O Estado paraguaio, fraco, corrupto e predatório, tem poucos instrumentos para mitigar a dependência. Assim, agentes econômicos brasileiros lá sediados muitas vezes dificultam a transformação daquele país em uma democracia viável.

Isso é ruim para o Brasil, cuja sociedade está amplamente exposta ao Paraguai. Não é apenas Itaipu.

Trata-se também de meio milhão de cidadãos do outro lado da fronteira e dos interesses do agronegócio em rápida marcha para o oeste.
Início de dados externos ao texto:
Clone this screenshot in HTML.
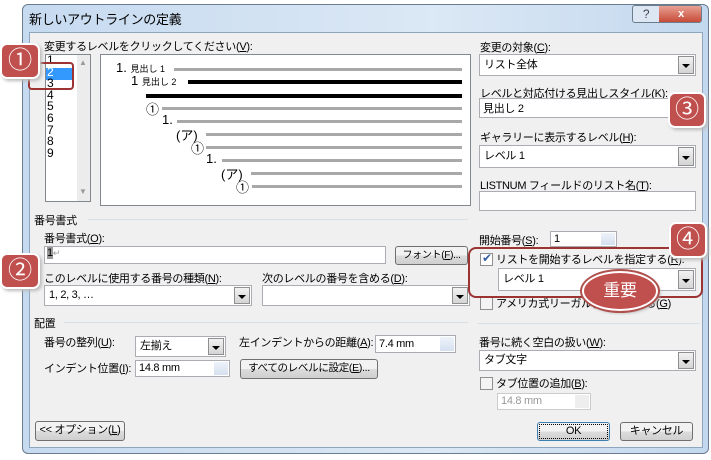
<!DOCTYPE html>
<html><head><meta charset="utf-8"><style>
*{box-sizing:border-box;margin:0;padding:0}
body{width:711px;height:460px;background:#fff;position:relative;overflow:hidden;font-family:"Liberation Sans","Noto Sans CJK JP",sans-serif;font-size:11px;color:#000;letter-spacing:-0.3px}
.a{position:absolute;white-space:nowrap}
.inp{position:absolute;background:#fff;border:1px solid #abadb3;white-space:nowrap}
.sel{position:absolute;background:#fff;border:1px solid #abadb3;padding:2px 4px;line-height:16px;white-space:nowrap}
.dd{position:absolute;right:1px;top:1px;bottom:1px;width:16px;background:linear-gradient(#f2f2f2,#d4d4d4);border:1px solid #8e8f8f}
.dd:after{content:"";position:absolute;left:3px;top:45%;border-left:4px solid transparent;border-right:4px solid transparent;border-top:4px solid #000}
.btn{position:absolute;border:1px solid #707070;border-radius:3px;background:linear-gradient(#f2f2f2 50%,#dddddd 50%,#cfcfcf);text-align:center;line-height:17px;white-space:nowrap}
.spin{position:absolute;right:1px;top:1px;bottom:1px;width:14px;background:linear-gradient(#eef3fa,#d5e0ef)}
.gl{position:absolute;height:3px;background:#a8a8a8}
.bl{position:absolute;height:4px;background:#000}
.badge{position:absolute;background:#c0504d;border-radius:7px;color:#fff;font-size:24px;text-align:center;box-shadow:2px 2px 3px #bbb;border:2px solid #fff}
.cb{position:absolute;width:13px;height:13px;border:1px solid #8f8f8f;background:#f4f4f4}
.sep{position:absolute;height:1px;background:#d5dfe5}
.pv{position:absolute;white-space:nowrap;font-size:13px;letter-spacing:0}
</style></head><body>
<div class="a" style="left:22px;top:4px;width:687px;height:450px;border:1px solid #6a7c8e;border-radius:6px;background:linear-gradient(90deg,#c6daf0,#dbe8f5 60%,#c3d8ee)"></div>
<div class="a" style="left:29px;top:32px;width:674px;height:416px;background:#f0f0f0;border:1px solid #8ea5bf"></div>
<div class="a" style="left:29px;top:9px;font-size:13px">新しいアウトラインの定義</div>
<div class="a" style="left:632px;top:5px;width:70px;height:18px;border:1px solid #6b7c8d;border-radius:3px;overflow:hidden;background:#dce7f3">
<div class="a" style="left:0;top:0;width:26px;height:16px;text-align:center;color:#445;font-size:12px;line-height:16px">?</div>
<div class="a" style="left:26px;top:0;width:44px;height:16px;background:linear-gradient(#e8a193,#c74a37);color:#fff;text-align:center;font-weight:bold;line-height:16px">x</div></div>

<div class="a" style="left:44px;top:38px">変更するレベルをクリックしてください(<u>V</u>):</div>
<div class="inp" style="left:45px;top:54px;width:46px;height:148px;border-color:#828790"></div>
<div class="a" style="left:77px;top:55px;width:13px;height:146px;background:#ececec"></div>
<div class="a" style="left:79px;top:58px;font-size:8px;color:#999">▲</div>
<div class="a" style="left:79px;top:187px;font-size:8px;color:#999">▼</div>
<div class="a" style="left:46px;top:68px;width:26px;height:12px;background:#3399ff"></div>
<div class="a" style="left:47px;top:55px;line-height:11.6px;font-size:12px">1<br><span style="color:#fff">2</span><br>3<br>4<br>5<br>6<br>7<br>8<br>9</div>
<div class="a" style="left:28px;top:62px;width:46px;height:28px;border:2px solid #9b3433;border-radius:4px"></div>

<div class="inp" style="left:100px;top:54px;width:371px;height:152px;border-color:#828790"></div>
<div class="gl" style="left:174px;top:68px;width:288px"></div>
<div class="bl" style="left:188px;top:80px;width:274px"></div>
<div class="bl" style="left:146px;top:94px;width:316px"></div>
<div class="gl" style="left:162px;top:107px;width:300px"></div>
<div class="gl" style="left:177px;top:120px;width:285px"></div>
<div class="gl" style="left:206px;top:133px;width:256px"></div>
<div class="gl" style="left:206px;top:146px;width:256px"></div>
<div class="gl" style="left:222px;top:159px;width:240px"></div>
<div class="gl" style="left:251px;top:172px;width:211px"></div>
<div class="gl" style="left:252px;top:185px;width:210px"></div>
<div class="pv" style="left:116px;top:60px">1. <span style="font-size:9px">見出し 1</span></div>
<div class="pv" style="left:131px;top:73px">1 <span style="font-size:9px">見出し 2</span></div>
<div class="pv" style="left:146px;top:99px">①</div>
<div class="pv" style="left:162px;top:112px">1.</div>
<div class="pv" style="left:176px;top:125px">(ア)</div>
<div class="pv" style="left:191px;top:138px">①</div>
<div class="pv" style="left:206px;top:151px">1.</div>
<div class="pv" style="left:221px;top:164px">(ア)</div>
<div class="pv" style="left:236px;top:177px">①</div>

<div class="a" style="left:480px;top:39px">変更の対象(<u>C</u>):</div>
<div class="sel" style="left:479px;top:54px;width:217px;height:22px">リスト全体<div class="dd"></div></div>
<div class="a" style="left:480px;top:85px">レベルと対応付ける見出しスタイル(<u>K</u>):</div>
<div class="inp" style="left:479px;top:98px;width:217px;height:20px;padding:1px 3px">見出し 2</div>
<div class="a" style="left:480px;top:129px">ギャラリーに表示するレベル(<u>H</u>):</div>
<div class="sel" style="left:479px;top:145px;width:217px;height:23px">レベル 1<div class="dd"></div></div>
<div class="a" style="left:480px;top:177px">LISTNUM フィールドのリスト名(<u>T</u>):</div>
<div class="inp" style="left:479px;top:191px;width:217px;height:20px"></div>

<div class="a" style="left:34px;top:212px">番号書式</div>
<div class="sep" style="left:88px;top:219px;width:380px"></div>
<div class="a" style="left:44px;top:230px">番号書式(<u>O</u>):</div>
<div class="inp" style="left:44px;top:246px;width:342px;height:18px;padding:0 2px"><span style="background:#999">1</span><span style="color:#999;font-size:9px">↵</span></div>
<div class="btn" style="left:395px;top:246px;width:73px;height:19px;font-size:10px">フォント(<u>F</u>)...</div>
<div class="a" style="left:44px;top:270px">このレベルに使用する番号の種類(<u>N</u>):</div>
<div class="sel" style="left:44px;top:285px;width:208px;height:21px;line-height:14px">1, 2, 3, …<div class="dd"></div></div>
<div class="a" style="left:262px;top:270px">次のレベルの番号を含める(<u>D</u>):</div>
<div class="sel" style="left:262px;top:285px;width:208px;height:21px"><div class="dd"></div></div>

<div class="a" style="left:479px;top:232px">開始番号(<u>S</u>):</div>
<div class="inp" style="left:550px;top:231px;width:67px;height:16px;line-height:14px;padding-left:3px">1<div class="spin"></div></div>
<div class="cb" style="left:480px;top:253px;background:#fff"><span class="a" style="left:1px;top:-3px;color:#3a5fa6;font-size:12px">✔</span></div>
<div class="a" style="left:496px;top:251px">リストを開始するレベルを指定する(<u>R</u>):</div>
<div class="sel" style="left:498px;top:268px;width:198px;height:23px">レベル 1<div class="dd"></div></div>
<div class="cb" style="left:480px;top:297px"></div>
<div class="a" style="left:496px;top:295px">アメリカ式リーガル番号を付ける(<u>G</u>)</div>
<div class="a" style="left:468px;top:247px;width:235px;height:51px;border:2px solid #9b3433;border-radius:8px"></div>
<div class="a" style="left:582px;top:271px;width:76px;height:40px;border-radius:50%;background:#c0504d;border:2px solid #fff;box-shadow:0 0 0 2px #b0504d,2px 2px 3px #aaa;color:#fff;font-size:17px;text-align:center;line-height:36px">重要</div>
<div class="badge" style="left:668px;top:92px;width:38px;height:36px;line-height:32px">③</div>
<div class="badge" style="left:669px;top:222px;width:38px;height:36px;line-height:32px">④</div>
<div class="badge" style="left:0px;top:253px;width:40px;height:36px;line-height:32px">②</div>
<div class="badge" style="left:0px;top:43px;width:40px;height:36px;line-height:32px">①</div>

<div class="sep" style="left:478px;top:323px;width:222px"></div>
<div class="a" style="left:34px;top:315px">配置</div>
<div class="sep" style="left:64px;top:322px;width:404px"></div>
<div class="a" style="left:44px;top:334px">番号の整列(<u>U</u>):</div>
<div class="sel" style="left:135px;top:336px;width:91px;height:21px;line-height:15px">左揃え<div class="dd"></div></div>
<div class="a" style="left:239px;top:334px">左インデントからの距離(<u>A</u>):</div>
<div class="inp" style="left:375px;top:335px;width:81px;height:18px;padding-left:3px;line-height:16px">7.4 mm<div class="spin"></div></div>
<div class="a" style="left:44px;top:360px">インデント位置(<u>I</u>):</div>
<div class="inp" style="left:135px;top:360px;width:95px;height:17px;padding-left:3px;line-height:15px">14.8 mm<div class="spin"></div></div>
<div class="btn" style="left:240px;top:359px;width:138px;height:20px;font-size:10.5px">すべてのレベルに設定(<u>E</u>)...</div>

<div class="a" style="left:479px;top:334px">番号に続く空白の扱い(<u>W</u>):</div>
<div class="sel" style="left:479px;top:350px;width:217px;height:21px;line-height:14px">タブ文字<div class="dd"></div></div>
<div class="cb" style="left:480px;top:377px"></div>
<div class="a" style="left:496px;top:375px">タブ位置の追加(<u>B</u>):</div>
<div class="inp" style="left:497px;top:393px;width:94px;height:17px;padding-left:3px;line-height:15px;color:#999;border-color:#ccc">14.8 mm<div class="spin" style="background:#eee"></div></div>

<div class="btn" style="left:35px;top:421px;width:90px;height:20px">&lt;&lt; オプション(<u>L</u>)</div>
<div class="btn" style="left:537px;top:422px;width:73px;height:19px;border-color:#3c7fb1;outline:1px dotted #000;outline-offset:-3px">OK</div>
<div class="btn" style="left:620px;top:422px;width:73px;height:19px">キャンセル</div>
</body></html>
Trata-se, ainda, das rotas do narcotráfico, do contrabando e do comércio ilegal de armas, setores que irradiam crime para o Brasil.

A insegurança nas grandes cidades brasileiras é, em parte, uma função de nossa relação disfuncional com o Paraguai.

O que fazer?

O objetivo básico de Brasília deveria ser o de contribuir para fazer do Paraguai uma democracia estável e inclusiva, porque eventuais rupturas sociais e políticas podem ameaçar interesses brasileiros.
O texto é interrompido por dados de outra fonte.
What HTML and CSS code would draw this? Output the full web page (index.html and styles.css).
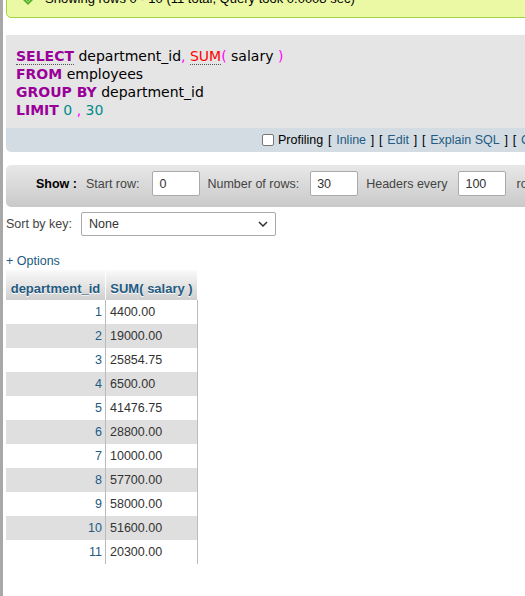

Para atingir esse fim, a abordagem mais inteligente seria também a menos testada -um aumento decisivo da cooperação técnica, promoção cultural e intercâmbio educacional. Hoje, apesar de seus terríveis índices de desigualdade e miséria, o Paraguai recebe menos ajuda humanitária brasileira que Nicarágua, Guiné-Bissau ou Equador e nem sequer figura entre os dez primeiros receptores de cooperação técnica oriunda do Brasil.

Um programa dessa natureza não precisaria ser caro. Sua conta poderia ser partilhada entre os países com recursos vindos de Itaipu, símbolo do poder brasileiro que, na opinião da maioria dos paraguaios, traz poucas vantagens à população.

As áreas de trabalho conjunto seriam aquelas nas quais o Brasil pode efetivamente ajudar: combate à pobreza, renda mínima, saúde da família, acesso à energia elétrica e assentamentos. A sociedade civil brasileira entraria nesse esquema pela via de direitos humanos, controle do gasto público, orçamento participativo, procedimentos eleitorais e fortalecimento do Judiciário.

O Brasil nunca teve uma política séria para compensar a assimetria com o Paraguai. Desenvolvê-la não seria altruísmo nem uma "diplomacia da generosidade", mas puro cálculo por interesse próprio.

Daqui a dez meses, quando a próxima eleição presidencial produzir um governo legítimo em Assunção, o Brasil terá uma oportunidade valiosa para começar.